Details - Max Mean Activation

This notebook complements the docs and explains the modular max mean activation optimization method in detail.

Max mean activation is an optimization in image space to maximize the mean of activations of some selected neurons.

In [1]:
%%capture
%matplotlib inline  
%load_ext autoreload
%autoreload 2  
%cd ../src

Preparation: Load Pretrained Model

As in other examples, we use a pre-trained alexnet.

In [2]:
import torchvision.models as models
from torch.nn.modules import Softmax

alexnet = models.alexnet(pretrained=True)
alexnet.classifier.add_module("softmax", Softmax(dim=1))
alexnet.eval();

Channelwise Regularization/Transformation Comparisons

Regularization is the most important part for max mean activation to pick up the information that is required. In the following, we will examine the effect of different regularizers.

Baseline: No Regularization

For illustration, we optimize for some channel of the 9th feature layer in alexnet.

In [3]:
from midnite.visualization.base import *
from plot_utils import show

show(PixelActivation(
    alexnet.features[:9],
    SplitSelector(ChannelSplit(), [1]),
).visualize())
100%|██████████| 12/12 [00:05<00:00,  2.26it/s]

Weight Decay

Decays the gradient during optimization, i.e. causes less relevant parts of the optimized image to vanish.

In [4]:
show(PixelActivation(
    alexnet.features[:9],
    SplitSelector(ChannelSplit(), [1]),
    regularization = [WeightDecay(decay_factor=1e-3)]
).visualize())
100%|██████████| 12/12 [00:06<00:00,  1.77it/s]

Blur Filter

Performs simple blurring after each iteration. However, blurring has the issue that edges are not preserved.

In [5]:
show(PixelActivation(
    alexnet.features[:9],
    SplitSelector(ChannelSplit(), [1]),
    transform = BlurTransform()
).visualize())
100%|██████████| 12/12 [00:06<00:00,  1.82it/s]

Bilateral Filter

Very similar to blurring, but preserves edges.

In [6]:
show(PixelActivation(
    alexnet.features[:9],
    SplitSelector(ChannelSplit(), [1]),
    transform=BilateralTransform()
).visualize())
100%|██████████| 12/12 [00:06<00:00,  1.82it/s]

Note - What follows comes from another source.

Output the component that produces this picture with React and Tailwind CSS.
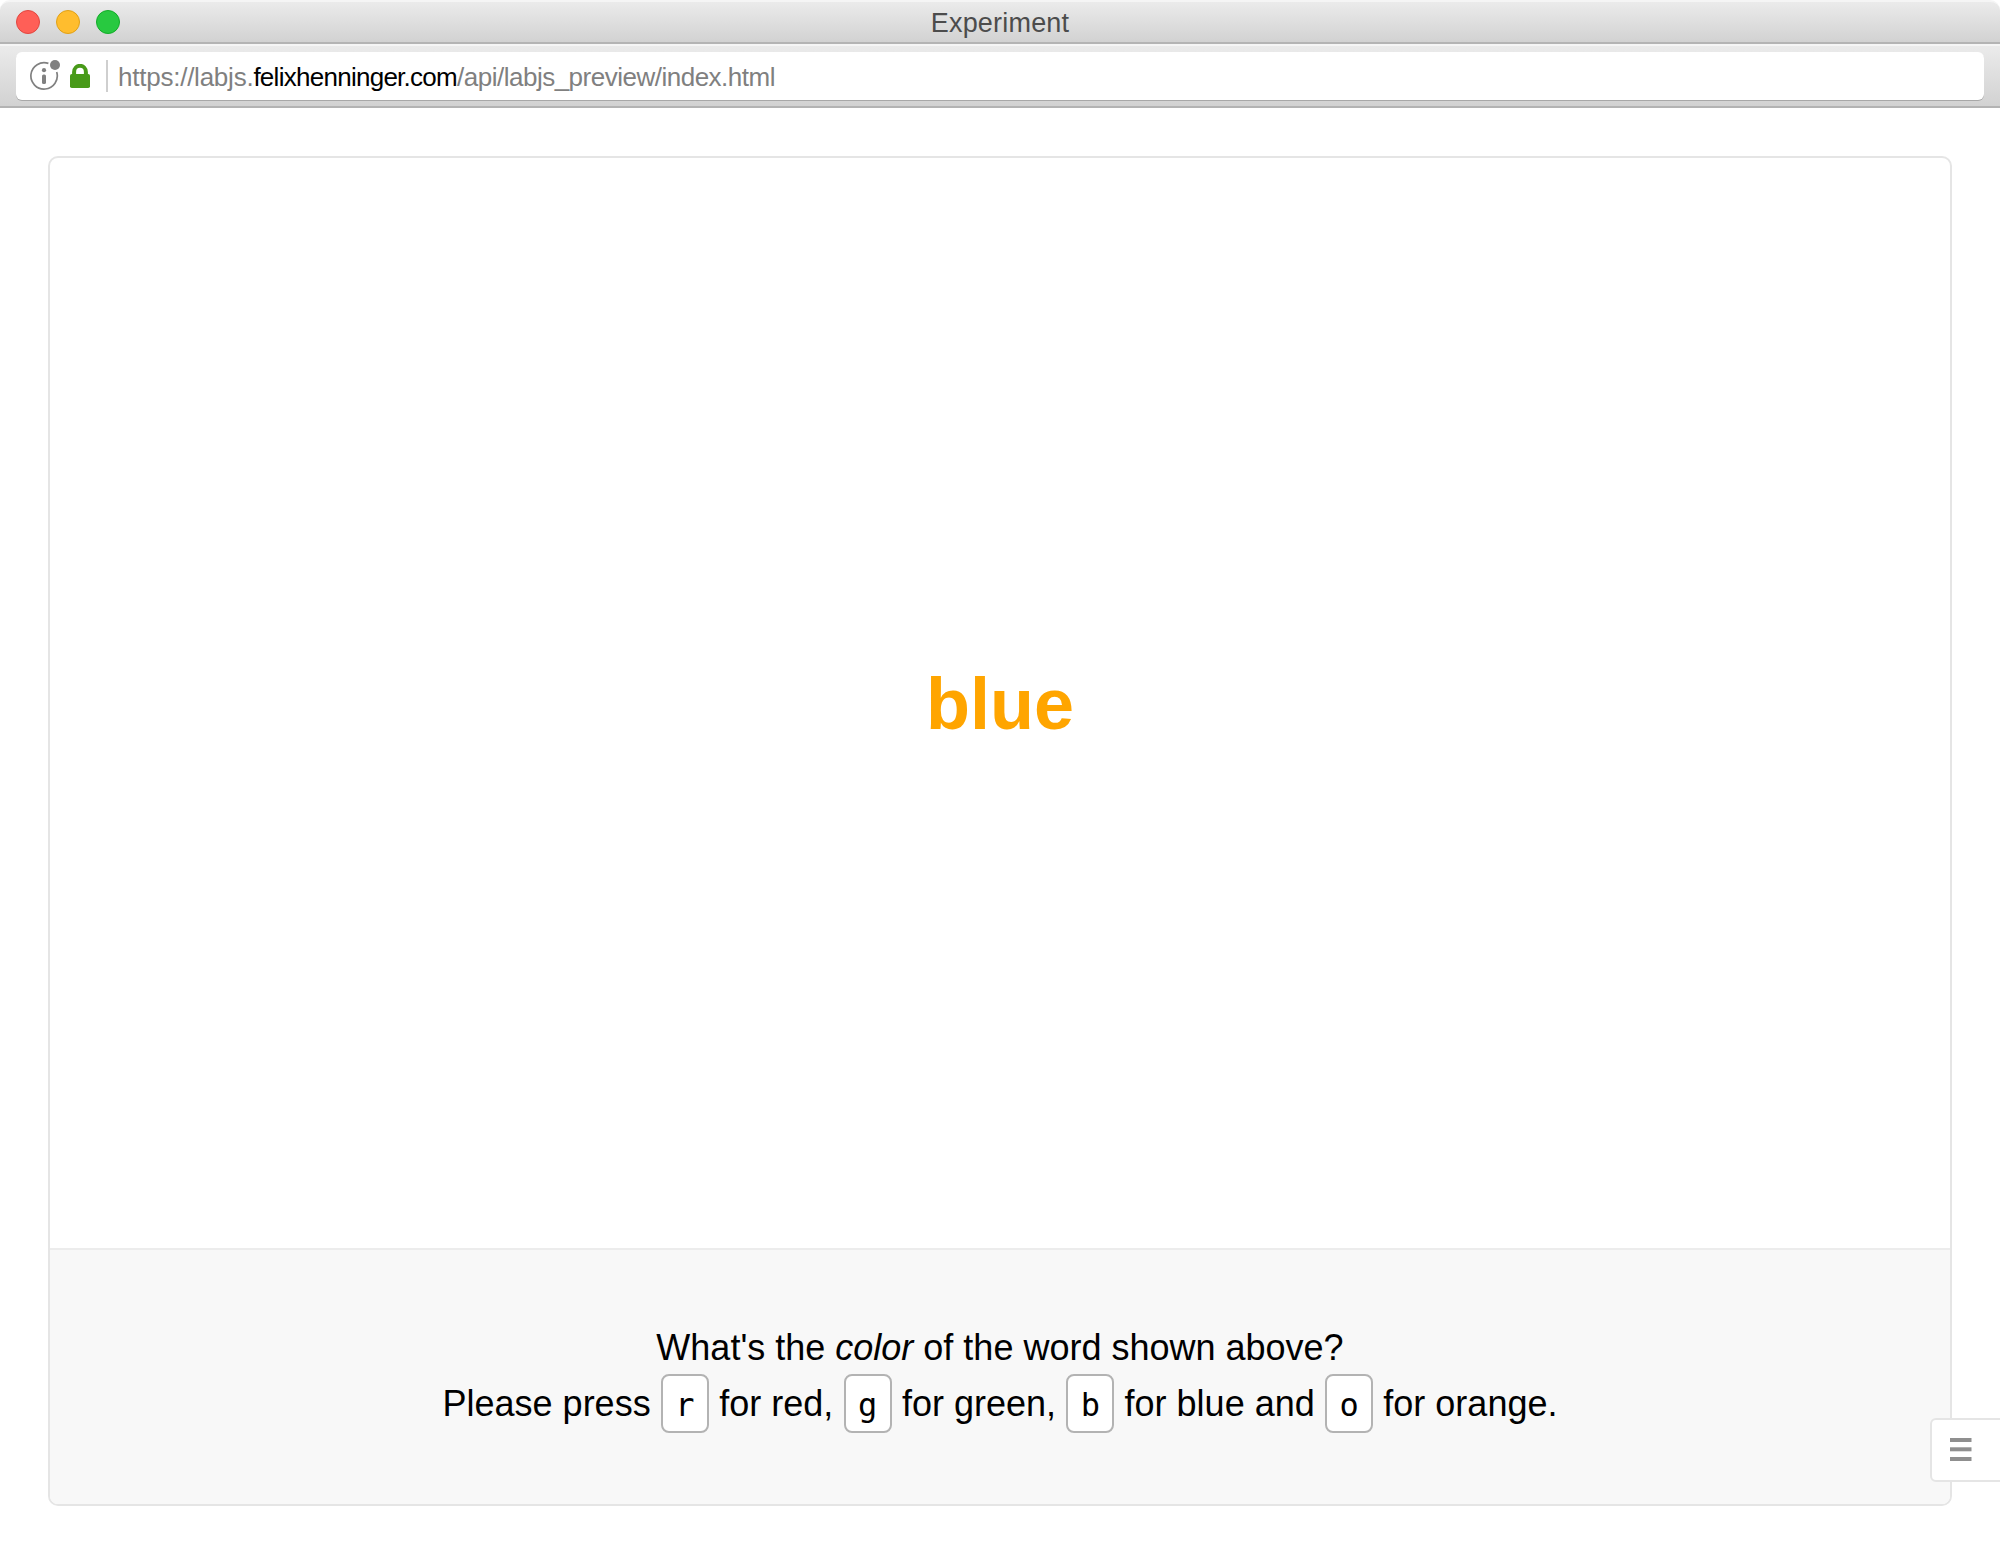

Random Robustness Transformations

After each iteration, random translation, rotation, and scaling are applied. The resulting optimized image is then robust to such transformations.

In [7]:
show(PixelActivation(
    alexnet.features[:9],
    SplitSelector(ChannelSplit(), [1]),
    transform=RandomTransform()
).visualize())
100%|██████████| 12/12 [00:04<00:00,  3.00it/s]

Resizing Transform

Image is scaled after each iteration. This has the advantage that low-frequency patterns can be picked up more easily. Since the image is scaled up after each step, we use an initial size of 50 pixels (instead of the default 250).

In [8]:
show(PixelActivation(
    alexnet.features[:9],
    SplitSelector(ChannelSplit(), [1]),
    transform=ResizeTransform(),
    init_size=50
).visualize())
100%|██████████| 12/12 [00:03<00:00,  1.95it/s]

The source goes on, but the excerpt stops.